** Dataset records **
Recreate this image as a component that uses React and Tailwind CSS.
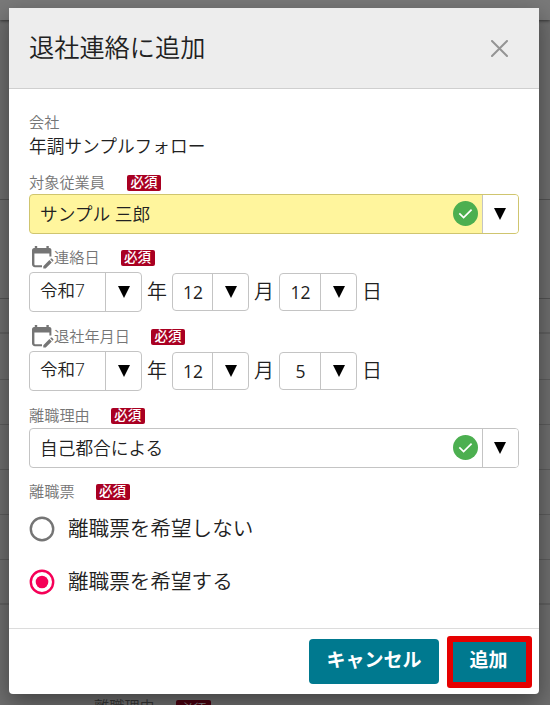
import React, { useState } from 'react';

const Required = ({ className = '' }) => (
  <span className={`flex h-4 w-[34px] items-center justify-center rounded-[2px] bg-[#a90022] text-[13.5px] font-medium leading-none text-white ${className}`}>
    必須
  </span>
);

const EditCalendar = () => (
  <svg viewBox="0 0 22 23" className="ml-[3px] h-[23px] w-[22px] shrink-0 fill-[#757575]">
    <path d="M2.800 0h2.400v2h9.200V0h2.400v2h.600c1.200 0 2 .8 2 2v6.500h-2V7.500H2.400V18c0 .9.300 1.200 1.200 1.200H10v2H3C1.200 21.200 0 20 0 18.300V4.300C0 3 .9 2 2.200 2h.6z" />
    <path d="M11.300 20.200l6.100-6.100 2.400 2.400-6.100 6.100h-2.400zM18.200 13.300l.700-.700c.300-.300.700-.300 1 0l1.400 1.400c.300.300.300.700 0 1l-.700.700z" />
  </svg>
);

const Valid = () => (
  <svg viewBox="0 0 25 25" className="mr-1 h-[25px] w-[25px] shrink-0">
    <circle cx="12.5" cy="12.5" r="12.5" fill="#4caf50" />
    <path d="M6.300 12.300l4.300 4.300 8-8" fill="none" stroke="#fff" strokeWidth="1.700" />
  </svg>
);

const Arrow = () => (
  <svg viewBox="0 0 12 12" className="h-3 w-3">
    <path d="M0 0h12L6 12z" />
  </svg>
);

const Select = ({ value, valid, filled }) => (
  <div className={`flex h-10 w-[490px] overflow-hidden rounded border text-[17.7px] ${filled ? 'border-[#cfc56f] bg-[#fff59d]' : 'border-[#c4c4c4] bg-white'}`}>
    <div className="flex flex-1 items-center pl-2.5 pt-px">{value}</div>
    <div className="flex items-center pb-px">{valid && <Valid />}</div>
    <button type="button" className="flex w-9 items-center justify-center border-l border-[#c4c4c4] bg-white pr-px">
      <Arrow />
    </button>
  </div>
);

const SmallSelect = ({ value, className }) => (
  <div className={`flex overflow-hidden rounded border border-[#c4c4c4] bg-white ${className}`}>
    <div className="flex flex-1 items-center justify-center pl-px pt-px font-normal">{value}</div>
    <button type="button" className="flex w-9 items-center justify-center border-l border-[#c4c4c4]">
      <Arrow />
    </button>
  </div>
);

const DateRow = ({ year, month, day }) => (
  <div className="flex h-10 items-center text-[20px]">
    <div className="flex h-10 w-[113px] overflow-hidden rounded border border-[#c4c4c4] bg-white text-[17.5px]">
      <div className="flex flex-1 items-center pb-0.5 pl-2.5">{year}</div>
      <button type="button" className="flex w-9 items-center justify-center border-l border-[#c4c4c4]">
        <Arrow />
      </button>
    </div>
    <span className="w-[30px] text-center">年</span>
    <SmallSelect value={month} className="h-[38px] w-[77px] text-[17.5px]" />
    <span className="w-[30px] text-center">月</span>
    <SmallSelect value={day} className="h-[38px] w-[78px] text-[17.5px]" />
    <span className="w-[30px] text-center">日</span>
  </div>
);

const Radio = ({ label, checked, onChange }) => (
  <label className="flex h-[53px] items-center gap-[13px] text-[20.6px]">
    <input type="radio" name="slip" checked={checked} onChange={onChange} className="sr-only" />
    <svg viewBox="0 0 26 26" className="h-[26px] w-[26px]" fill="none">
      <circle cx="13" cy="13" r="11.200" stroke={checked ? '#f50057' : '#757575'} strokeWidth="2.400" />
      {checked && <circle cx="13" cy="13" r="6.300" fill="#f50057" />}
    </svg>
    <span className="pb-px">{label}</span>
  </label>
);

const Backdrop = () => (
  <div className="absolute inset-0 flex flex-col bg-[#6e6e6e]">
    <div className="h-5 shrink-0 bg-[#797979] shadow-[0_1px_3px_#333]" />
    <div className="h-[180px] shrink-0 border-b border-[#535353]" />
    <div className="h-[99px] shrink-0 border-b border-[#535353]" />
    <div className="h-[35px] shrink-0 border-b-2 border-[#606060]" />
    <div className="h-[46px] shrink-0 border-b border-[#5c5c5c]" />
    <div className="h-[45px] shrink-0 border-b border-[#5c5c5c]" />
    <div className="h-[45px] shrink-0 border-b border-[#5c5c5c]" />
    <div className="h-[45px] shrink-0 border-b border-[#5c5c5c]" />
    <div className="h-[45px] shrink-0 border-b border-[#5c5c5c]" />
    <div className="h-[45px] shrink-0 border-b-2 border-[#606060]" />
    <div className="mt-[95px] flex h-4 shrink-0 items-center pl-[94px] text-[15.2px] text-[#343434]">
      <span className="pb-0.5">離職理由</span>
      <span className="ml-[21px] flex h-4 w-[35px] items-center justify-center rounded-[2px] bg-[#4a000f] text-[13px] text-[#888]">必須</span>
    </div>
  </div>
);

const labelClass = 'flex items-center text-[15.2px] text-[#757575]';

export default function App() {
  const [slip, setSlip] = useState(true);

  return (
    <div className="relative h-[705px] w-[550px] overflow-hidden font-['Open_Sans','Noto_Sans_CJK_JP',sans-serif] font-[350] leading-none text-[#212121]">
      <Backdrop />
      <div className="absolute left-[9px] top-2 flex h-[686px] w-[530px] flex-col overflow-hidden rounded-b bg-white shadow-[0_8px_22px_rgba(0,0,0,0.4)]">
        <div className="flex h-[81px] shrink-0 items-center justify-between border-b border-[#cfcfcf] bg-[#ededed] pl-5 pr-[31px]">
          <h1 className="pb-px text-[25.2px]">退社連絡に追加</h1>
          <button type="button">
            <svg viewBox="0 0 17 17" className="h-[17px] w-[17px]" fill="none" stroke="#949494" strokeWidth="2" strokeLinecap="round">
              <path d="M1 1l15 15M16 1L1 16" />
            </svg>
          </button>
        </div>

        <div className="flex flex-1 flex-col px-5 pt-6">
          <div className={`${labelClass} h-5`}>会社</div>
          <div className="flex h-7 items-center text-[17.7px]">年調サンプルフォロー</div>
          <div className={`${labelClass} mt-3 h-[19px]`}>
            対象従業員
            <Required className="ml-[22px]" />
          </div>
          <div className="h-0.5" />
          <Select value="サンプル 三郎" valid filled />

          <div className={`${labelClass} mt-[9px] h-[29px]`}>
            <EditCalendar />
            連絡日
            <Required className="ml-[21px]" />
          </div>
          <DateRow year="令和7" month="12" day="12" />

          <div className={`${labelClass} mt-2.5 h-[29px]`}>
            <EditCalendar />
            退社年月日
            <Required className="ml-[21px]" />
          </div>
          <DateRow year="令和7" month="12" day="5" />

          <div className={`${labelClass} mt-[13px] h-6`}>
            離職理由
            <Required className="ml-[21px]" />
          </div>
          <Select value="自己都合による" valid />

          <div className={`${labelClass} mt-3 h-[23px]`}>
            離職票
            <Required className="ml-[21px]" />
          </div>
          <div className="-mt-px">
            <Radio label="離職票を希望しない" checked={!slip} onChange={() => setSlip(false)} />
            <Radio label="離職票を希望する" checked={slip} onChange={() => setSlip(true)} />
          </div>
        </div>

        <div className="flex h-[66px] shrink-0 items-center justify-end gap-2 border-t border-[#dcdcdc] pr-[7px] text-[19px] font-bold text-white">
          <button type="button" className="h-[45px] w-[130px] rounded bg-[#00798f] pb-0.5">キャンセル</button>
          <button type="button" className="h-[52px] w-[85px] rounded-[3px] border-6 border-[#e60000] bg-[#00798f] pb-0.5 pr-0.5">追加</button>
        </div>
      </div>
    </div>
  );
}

...

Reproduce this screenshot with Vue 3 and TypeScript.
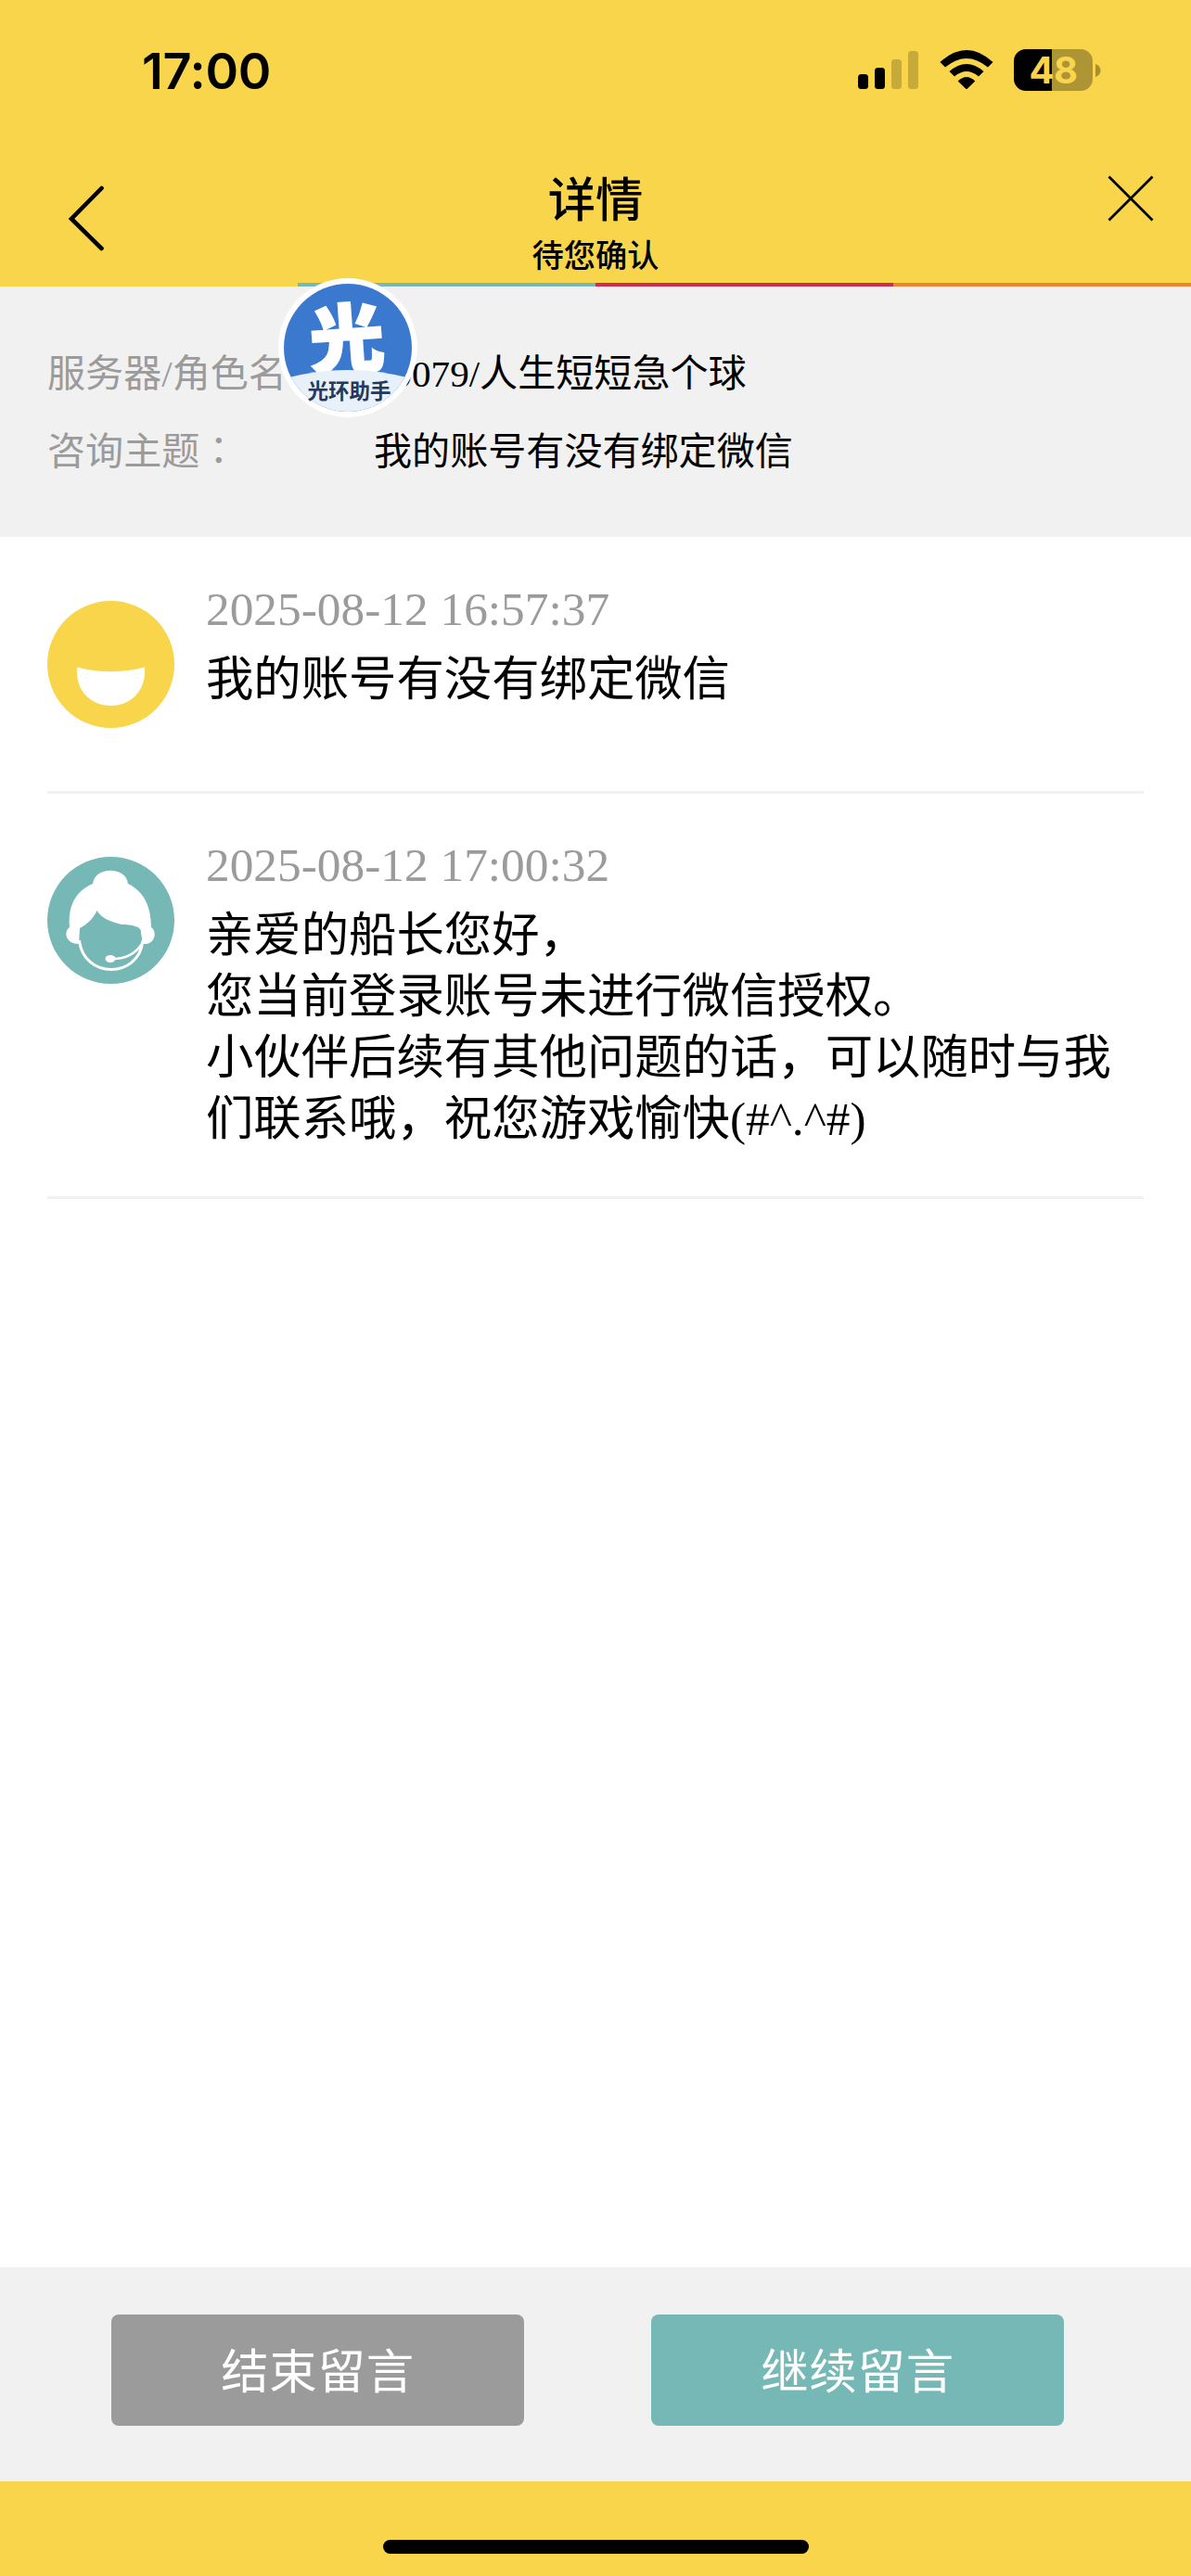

** Work to complete **
Report how many lines of the data hold the string "React"; give only the number.

** Result **
2